The next cover “I Put a Spell on You” turns this already creepy track into a dark infested hell. The bass and guitar riff also manages to make the song sound trippy as if you’ve eaten some mushrooms and are trapped in a hellish fun house. Again, Manson shows off his violent and aggressive vocals. Any fan of the original will appreciate how Marilyn Manson manages to make it their own.
The last cover, the controversially named “Rock and Roll Nigger,” takes this rock classic from Patti Smith and gives it some attitude. It’s filled with hatred, aggression, and so much energy. I think this is one of the best hidden Manson gems. This song will get you moving and headbanging with just the first notes. And the way Manson proclaims “I am the all American Antichrist, I’m invading America” not only shows off Manson’s ego, but it also acts as a foreshadow for the band’s second album Antichrist Superstar.

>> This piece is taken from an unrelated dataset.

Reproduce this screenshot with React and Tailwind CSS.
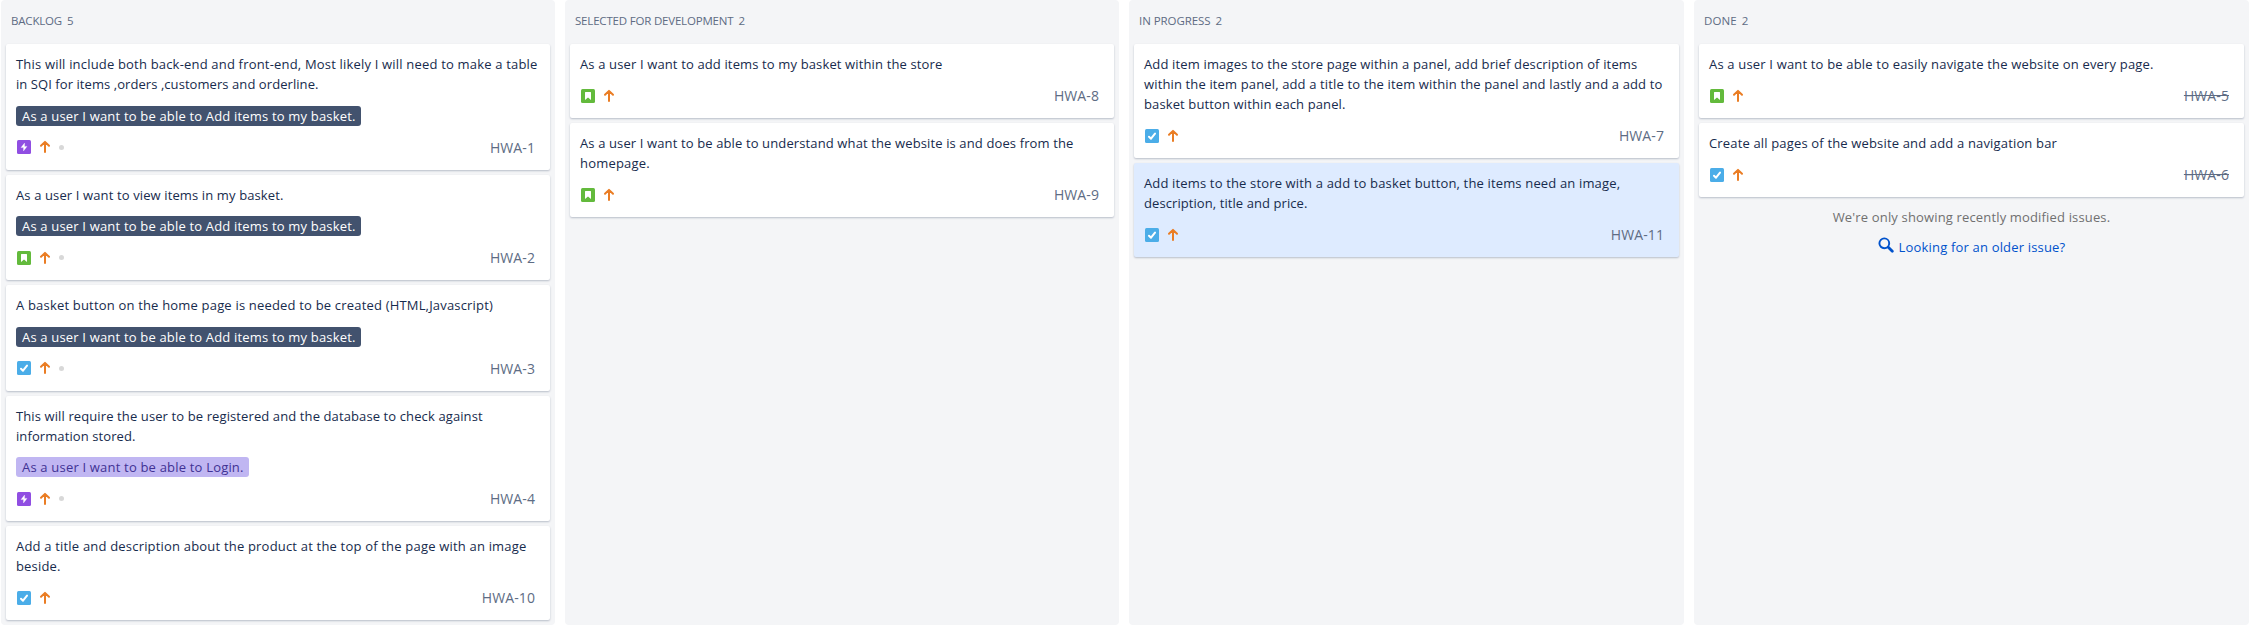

Overall, I give this album 6.5/10. Most of it is just plain weird; something you don’t want to listen to on a regular basis. And while the remixes aren’t bad, they aren’t anything that really catches you’re attention, especially since there are several remixes for the same song. If the album was comprised of remixes of different tracks from their first album, then maybe it would’ve been better. Though the cover songs are the best tracks on the album, they aren’t enough to make this release better. One thing the album shows is how the band had balls. They had the gall to release an experimental noise album without caring what anyone would think of it. I can’t imagine the band releasing anything like this today. It just shows the kind of attitude they had back in the day. I would only recommend this album to fans who are interested in collecting all Manson releases. Otherwise, go with something else.